-- BEGIN DATA FOR THIS TASK --

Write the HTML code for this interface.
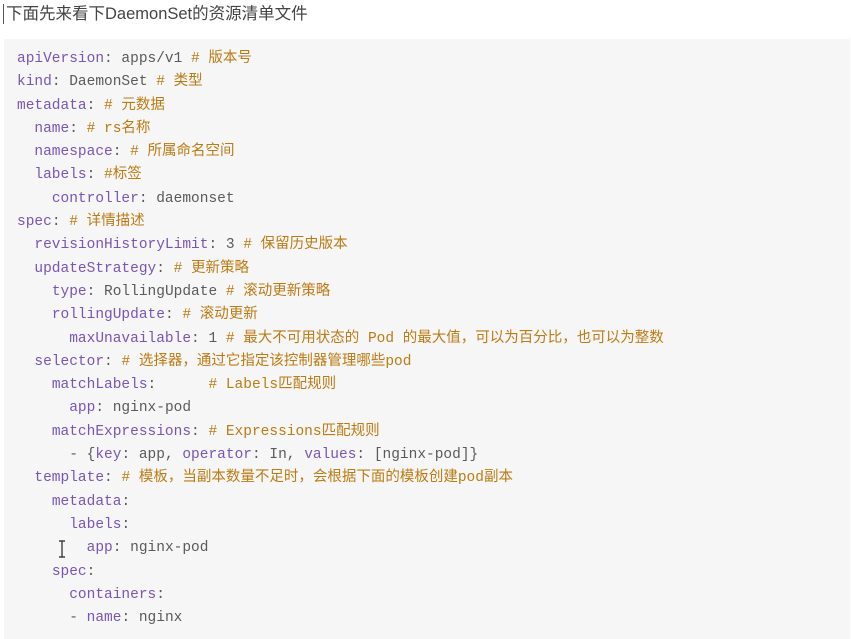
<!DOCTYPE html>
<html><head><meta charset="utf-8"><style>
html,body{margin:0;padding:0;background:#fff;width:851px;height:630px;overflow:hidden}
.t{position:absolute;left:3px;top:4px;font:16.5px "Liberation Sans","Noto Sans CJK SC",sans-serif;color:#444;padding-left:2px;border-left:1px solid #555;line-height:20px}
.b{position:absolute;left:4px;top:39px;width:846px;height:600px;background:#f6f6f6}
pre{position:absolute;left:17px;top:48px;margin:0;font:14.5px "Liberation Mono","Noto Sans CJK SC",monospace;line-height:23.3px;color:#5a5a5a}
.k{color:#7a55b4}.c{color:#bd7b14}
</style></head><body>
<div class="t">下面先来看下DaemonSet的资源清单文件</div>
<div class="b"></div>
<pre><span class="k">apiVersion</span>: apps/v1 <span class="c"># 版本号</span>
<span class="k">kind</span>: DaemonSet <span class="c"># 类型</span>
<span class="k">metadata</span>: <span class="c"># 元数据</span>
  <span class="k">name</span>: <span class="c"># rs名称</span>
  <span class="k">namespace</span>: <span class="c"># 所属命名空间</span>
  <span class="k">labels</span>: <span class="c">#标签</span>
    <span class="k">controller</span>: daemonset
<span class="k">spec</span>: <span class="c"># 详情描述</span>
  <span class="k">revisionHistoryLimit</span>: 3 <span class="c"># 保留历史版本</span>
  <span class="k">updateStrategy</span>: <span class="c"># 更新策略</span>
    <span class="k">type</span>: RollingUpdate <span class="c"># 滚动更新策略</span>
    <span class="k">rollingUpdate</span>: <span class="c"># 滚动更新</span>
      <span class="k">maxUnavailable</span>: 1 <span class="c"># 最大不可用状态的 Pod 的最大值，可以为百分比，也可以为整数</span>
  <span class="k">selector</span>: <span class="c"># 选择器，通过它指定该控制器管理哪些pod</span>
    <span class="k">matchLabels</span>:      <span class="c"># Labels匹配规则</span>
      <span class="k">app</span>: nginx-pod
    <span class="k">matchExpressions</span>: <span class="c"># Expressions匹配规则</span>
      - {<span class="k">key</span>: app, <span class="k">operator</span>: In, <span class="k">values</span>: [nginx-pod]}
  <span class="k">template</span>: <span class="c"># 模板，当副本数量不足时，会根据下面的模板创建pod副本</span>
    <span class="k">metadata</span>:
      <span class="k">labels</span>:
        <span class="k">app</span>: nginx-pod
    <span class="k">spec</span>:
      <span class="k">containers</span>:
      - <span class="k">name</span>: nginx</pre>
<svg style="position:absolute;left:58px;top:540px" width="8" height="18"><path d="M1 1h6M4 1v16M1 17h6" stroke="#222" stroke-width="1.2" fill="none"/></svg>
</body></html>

-- END DATA FOR THIS TASK --
-- BEGIN DATA FOR THIS TASK --

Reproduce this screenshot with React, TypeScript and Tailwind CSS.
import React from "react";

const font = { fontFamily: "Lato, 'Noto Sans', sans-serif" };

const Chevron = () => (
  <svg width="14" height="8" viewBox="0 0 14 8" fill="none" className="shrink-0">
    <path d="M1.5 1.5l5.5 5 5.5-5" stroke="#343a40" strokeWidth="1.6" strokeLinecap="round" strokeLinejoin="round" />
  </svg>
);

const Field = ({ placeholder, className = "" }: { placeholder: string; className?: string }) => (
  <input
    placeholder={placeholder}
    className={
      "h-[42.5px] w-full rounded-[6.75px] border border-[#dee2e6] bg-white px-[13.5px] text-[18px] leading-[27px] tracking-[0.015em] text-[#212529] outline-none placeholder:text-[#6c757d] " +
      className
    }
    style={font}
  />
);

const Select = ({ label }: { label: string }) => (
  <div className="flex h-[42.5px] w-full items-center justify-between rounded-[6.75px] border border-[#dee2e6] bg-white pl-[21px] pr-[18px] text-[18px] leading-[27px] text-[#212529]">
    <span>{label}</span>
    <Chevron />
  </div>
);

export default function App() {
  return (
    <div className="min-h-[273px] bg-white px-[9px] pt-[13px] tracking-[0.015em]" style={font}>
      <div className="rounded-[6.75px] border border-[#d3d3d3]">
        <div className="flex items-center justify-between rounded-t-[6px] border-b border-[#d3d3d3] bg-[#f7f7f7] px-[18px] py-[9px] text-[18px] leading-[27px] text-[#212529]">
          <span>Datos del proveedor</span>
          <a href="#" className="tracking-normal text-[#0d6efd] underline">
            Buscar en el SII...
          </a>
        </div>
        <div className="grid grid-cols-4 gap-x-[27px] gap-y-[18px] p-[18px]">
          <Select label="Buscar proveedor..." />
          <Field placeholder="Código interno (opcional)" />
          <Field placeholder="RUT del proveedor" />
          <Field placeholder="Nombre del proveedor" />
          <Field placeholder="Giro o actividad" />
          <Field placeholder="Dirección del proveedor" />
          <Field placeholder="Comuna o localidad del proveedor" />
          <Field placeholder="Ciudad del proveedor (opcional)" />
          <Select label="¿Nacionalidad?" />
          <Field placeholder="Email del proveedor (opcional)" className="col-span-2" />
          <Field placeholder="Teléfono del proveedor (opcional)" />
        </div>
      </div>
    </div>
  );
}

-- END DATA FOR THIS TASK --
-- BEGIN DATA FOR THIS TASK --

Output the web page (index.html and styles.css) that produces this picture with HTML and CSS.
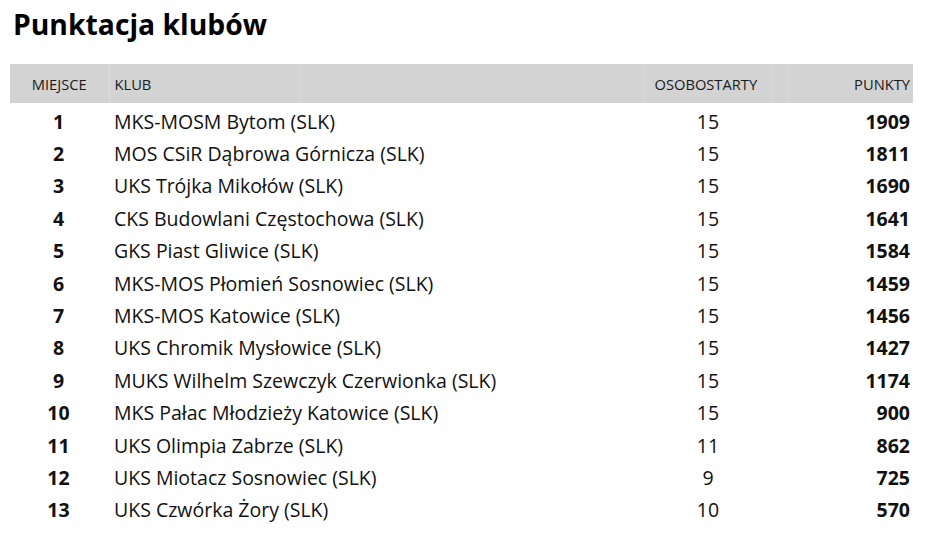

-- END DATA FOR THIS TASK --

- **WHAT TO PRODUCE**
Scan the listing above and identify each line holding the string "with"; copy every such line.

- **RESPONSE TO THIS TASK**
Reproduce this screenshot with React, TypeScript and Tailwind CSS.
Output the web page (index.html and styles.css) that produces this picture with HTML and CSS.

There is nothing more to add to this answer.